**Written request**
Leave out the pictures and repeat exactly the lines between the one containing "Clone this screenshot" and the one containing "import React from", inclusive.

**Data supplied**
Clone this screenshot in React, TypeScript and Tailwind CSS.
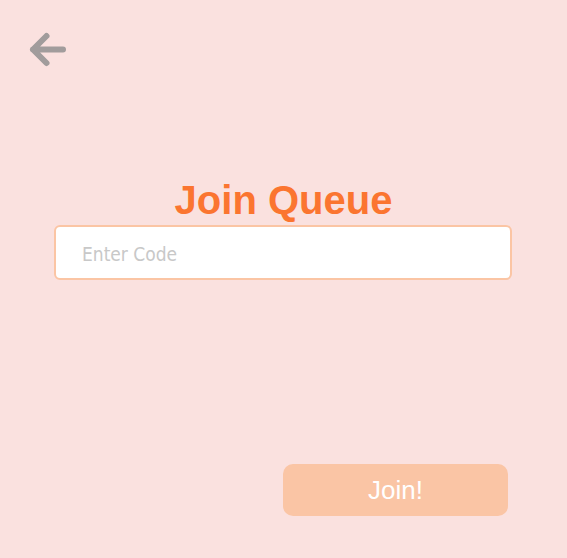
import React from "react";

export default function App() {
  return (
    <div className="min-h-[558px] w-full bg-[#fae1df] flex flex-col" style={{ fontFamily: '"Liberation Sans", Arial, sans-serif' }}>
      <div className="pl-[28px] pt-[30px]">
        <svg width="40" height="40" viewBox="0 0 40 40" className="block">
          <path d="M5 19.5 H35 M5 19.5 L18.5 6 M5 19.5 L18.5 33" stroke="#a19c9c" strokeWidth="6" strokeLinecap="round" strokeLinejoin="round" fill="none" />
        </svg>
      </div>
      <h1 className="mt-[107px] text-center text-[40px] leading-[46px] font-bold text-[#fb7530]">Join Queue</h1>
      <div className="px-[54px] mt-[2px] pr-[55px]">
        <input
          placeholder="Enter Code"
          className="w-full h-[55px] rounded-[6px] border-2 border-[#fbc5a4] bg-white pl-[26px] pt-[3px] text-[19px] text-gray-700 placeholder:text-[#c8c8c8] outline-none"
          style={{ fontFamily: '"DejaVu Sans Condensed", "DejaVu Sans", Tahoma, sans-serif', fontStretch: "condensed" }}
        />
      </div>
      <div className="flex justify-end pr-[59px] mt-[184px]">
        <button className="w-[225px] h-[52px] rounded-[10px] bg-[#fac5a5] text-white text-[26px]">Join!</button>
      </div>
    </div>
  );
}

...

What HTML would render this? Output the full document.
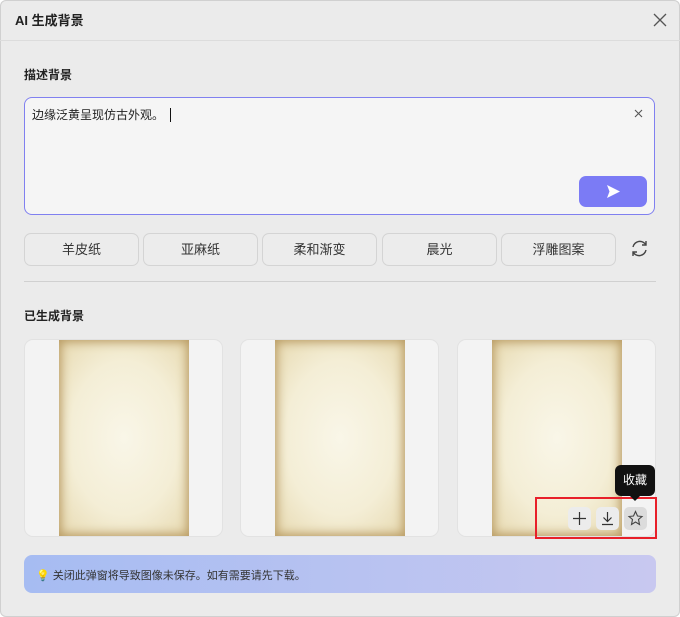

--

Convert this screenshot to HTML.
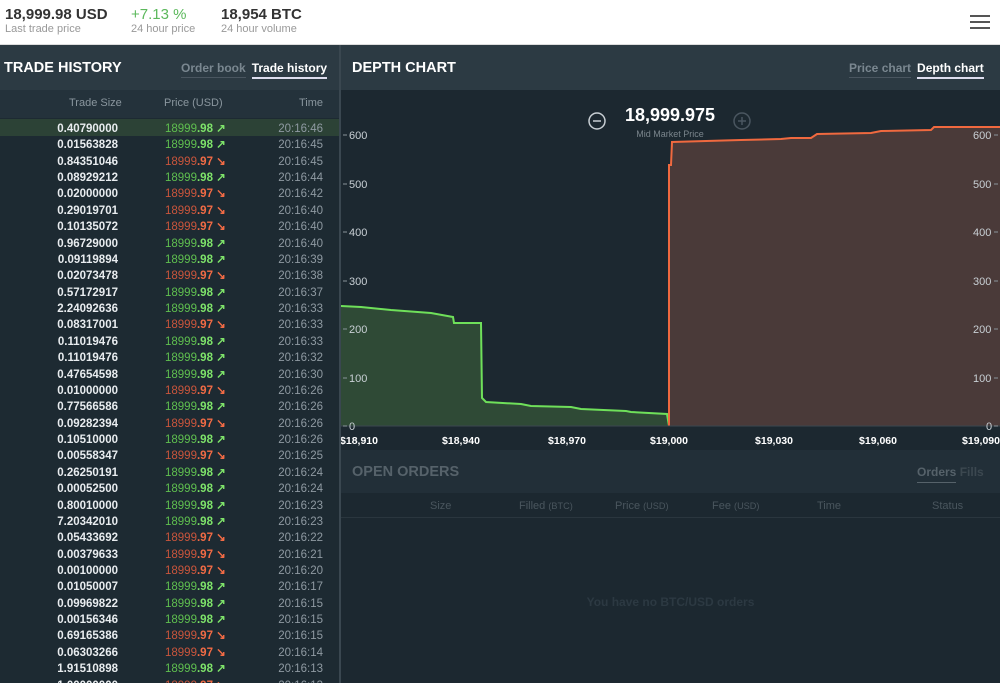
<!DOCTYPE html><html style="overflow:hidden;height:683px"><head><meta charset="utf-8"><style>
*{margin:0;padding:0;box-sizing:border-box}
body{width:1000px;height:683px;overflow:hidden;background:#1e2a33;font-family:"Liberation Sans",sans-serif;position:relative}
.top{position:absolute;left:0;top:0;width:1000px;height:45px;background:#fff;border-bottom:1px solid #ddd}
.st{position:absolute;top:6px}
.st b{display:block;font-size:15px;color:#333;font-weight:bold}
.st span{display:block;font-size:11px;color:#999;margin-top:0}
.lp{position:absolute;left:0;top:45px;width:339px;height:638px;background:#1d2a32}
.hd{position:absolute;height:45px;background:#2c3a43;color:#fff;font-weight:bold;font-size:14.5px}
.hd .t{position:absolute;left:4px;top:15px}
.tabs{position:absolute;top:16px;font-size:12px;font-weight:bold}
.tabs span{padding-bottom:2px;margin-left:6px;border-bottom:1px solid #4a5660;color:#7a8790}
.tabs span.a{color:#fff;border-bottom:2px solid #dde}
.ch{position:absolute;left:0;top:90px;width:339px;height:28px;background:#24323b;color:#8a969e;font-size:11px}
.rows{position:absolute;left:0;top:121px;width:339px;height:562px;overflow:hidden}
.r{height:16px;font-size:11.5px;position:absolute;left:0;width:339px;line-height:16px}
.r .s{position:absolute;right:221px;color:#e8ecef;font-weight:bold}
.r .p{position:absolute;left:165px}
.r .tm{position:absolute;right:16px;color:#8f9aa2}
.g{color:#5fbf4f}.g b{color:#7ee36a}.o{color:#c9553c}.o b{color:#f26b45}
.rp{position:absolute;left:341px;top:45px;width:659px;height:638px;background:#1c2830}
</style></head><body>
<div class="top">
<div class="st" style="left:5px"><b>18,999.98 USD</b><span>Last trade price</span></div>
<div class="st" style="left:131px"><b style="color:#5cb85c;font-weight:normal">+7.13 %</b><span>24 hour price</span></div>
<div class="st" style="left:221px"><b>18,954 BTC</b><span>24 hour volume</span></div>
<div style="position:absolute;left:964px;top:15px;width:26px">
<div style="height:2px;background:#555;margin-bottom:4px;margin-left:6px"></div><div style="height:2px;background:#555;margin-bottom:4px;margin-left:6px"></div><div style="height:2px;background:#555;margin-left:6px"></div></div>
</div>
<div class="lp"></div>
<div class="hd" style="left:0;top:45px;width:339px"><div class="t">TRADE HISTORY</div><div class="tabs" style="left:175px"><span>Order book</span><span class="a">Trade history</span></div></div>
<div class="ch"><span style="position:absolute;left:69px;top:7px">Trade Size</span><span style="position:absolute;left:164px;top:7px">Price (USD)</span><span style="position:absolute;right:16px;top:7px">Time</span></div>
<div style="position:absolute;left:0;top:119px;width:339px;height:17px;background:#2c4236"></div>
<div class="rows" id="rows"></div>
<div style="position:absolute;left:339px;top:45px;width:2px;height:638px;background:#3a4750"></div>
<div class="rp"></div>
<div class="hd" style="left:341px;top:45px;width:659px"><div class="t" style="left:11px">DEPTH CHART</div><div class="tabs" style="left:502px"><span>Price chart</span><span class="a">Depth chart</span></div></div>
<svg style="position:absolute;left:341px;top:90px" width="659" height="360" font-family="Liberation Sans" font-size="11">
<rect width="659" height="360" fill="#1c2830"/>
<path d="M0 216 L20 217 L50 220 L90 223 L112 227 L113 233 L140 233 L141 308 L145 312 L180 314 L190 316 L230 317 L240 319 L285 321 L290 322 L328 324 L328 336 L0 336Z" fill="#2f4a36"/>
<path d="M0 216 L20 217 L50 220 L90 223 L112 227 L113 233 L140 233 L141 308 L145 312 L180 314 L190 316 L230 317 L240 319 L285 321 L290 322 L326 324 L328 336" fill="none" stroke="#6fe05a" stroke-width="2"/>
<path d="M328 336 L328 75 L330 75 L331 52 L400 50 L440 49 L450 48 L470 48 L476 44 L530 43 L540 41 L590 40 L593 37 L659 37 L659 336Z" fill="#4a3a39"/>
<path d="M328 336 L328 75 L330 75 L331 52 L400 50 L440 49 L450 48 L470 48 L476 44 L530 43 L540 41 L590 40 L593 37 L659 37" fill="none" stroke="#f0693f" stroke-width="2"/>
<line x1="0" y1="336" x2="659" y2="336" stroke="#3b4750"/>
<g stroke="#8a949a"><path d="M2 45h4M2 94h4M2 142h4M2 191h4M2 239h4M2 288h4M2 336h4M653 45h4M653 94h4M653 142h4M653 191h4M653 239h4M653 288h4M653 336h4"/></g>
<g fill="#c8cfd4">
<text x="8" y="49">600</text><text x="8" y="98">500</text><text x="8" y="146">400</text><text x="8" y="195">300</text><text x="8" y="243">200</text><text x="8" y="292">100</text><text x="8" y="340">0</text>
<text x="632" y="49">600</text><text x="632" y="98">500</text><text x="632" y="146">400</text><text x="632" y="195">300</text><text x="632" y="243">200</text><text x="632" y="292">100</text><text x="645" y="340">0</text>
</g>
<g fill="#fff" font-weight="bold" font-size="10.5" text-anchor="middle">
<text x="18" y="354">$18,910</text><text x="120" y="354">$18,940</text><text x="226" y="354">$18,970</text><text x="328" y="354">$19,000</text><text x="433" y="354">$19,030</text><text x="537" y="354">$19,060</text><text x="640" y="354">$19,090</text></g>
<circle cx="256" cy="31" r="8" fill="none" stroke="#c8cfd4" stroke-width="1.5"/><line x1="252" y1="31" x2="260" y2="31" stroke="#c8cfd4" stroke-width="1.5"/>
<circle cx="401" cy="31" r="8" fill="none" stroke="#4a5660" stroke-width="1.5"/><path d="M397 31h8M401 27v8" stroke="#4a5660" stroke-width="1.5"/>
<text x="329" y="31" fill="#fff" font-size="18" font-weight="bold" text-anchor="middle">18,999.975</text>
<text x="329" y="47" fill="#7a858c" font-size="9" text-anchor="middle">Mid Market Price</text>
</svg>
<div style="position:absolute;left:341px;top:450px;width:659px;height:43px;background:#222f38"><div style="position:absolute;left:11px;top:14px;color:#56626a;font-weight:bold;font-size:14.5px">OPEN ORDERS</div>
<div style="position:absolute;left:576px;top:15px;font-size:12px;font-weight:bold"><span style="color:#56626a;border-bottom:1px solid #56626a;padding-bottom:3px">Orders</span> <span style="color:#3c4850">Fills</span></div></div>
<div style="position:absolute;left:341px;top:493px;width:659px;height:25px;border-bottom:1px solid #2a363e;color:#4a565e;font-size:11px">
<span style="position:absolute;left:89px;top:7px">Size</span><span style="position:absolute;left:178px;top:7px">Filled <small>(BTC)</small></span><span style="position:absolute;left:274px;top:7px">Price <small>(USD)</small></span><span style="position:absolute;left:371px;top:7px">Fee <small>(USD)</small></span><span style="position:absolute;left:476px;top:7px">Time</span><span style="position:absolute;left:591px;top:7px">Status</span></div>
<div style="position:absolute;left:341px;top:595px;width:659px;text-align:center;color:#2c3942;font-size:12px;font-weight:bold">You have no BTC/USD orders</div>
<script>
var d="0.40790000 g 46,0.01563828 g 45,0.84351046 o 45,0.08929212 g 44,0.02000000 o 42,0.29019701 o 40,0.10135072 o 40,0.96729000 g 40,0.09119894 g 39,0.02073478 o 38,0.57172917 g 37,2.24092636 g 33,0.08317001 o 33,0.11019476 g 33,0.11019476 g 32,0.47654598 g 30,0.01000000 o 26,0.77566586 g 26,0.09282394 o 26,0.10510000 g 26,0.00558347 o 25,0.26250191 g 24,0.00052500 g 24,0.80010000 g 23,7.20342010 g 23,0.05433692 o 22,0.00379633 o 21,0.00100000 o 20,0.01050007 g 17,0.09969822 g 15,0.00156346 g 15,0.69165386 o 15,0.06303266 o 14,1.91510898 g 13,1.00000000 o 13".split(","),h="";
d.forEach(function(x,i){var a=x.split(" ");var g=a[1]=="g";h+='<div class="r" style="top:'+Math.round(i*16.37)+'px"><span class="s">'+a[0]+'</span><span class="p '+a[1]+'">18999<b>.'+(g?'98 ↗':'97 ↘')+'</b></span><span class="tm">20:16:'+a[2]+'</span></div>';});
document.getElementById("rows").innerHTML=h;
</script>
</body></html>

**Answer**
Clone this screenshot in React, TypeScript and Tailwind CSS.
import React from "react";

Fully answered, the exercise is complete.